9. Key Events in the Genealogy of Jesus according to Matthew

But then comes the most striking verse of all, verse 17. “So, all of the generations from Abraham to David were 14 generations.” Those from David to the captivity in Babylon were 14 generations. And those from the captivity in Babylon to the Messiah were 14 generations.” 14 generations between the Father of the Jews, the great King of the Jews, the Babylonian captivity, and the Messiah. This genealogy seems to be showing that at every 14th generation a significant event happened in the history of Israel: its greatest King, its greatest disaster, the Babylonian captivity, and then its Messiah. 14 generations separated all of the key events in the history of Israel; this almost sounds too good to be true, as if the Messiah had to come precisely when Jesus was born.
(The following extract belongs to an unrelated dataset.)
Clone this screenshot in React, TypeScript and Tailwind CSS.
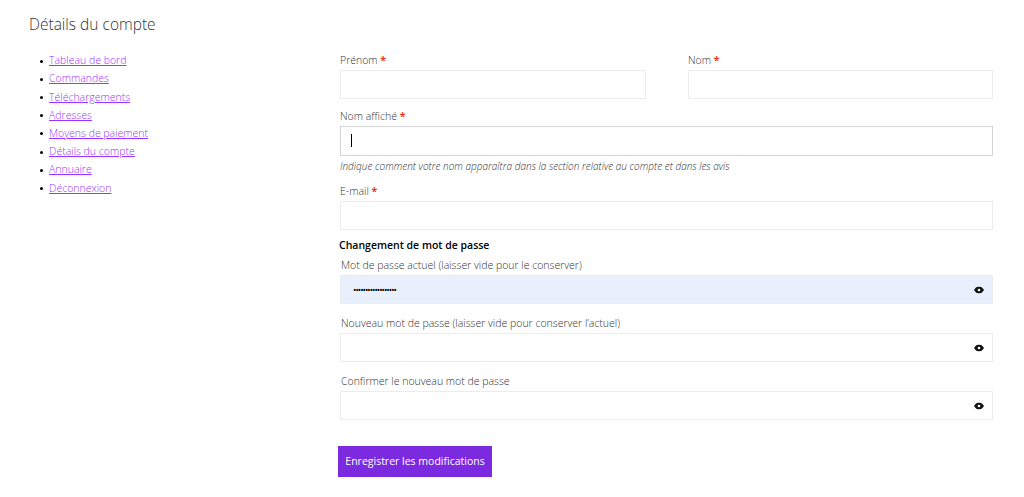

The problem, though, is that in order to make the sequence of 14, 14, and 14 work, Matthew had to do some creative editing. A comparison with the Hebrew Bible shows in fact that Matthew has dropped out some of the names from his genealogy. Mark 1:8 says that Asa begot Jehosephat, Jehosephat begot Joram, and Joram begot Uzziah. According to this then Uzziah was the son of Joram. But when you read the Hebrew Bible, according to 1 Chronicles, the nine chapter long genealogy, you find Joram and Uzziah again, but in that case it turns out that Joram was not Uzziah’s father, but his great-great-grandfather.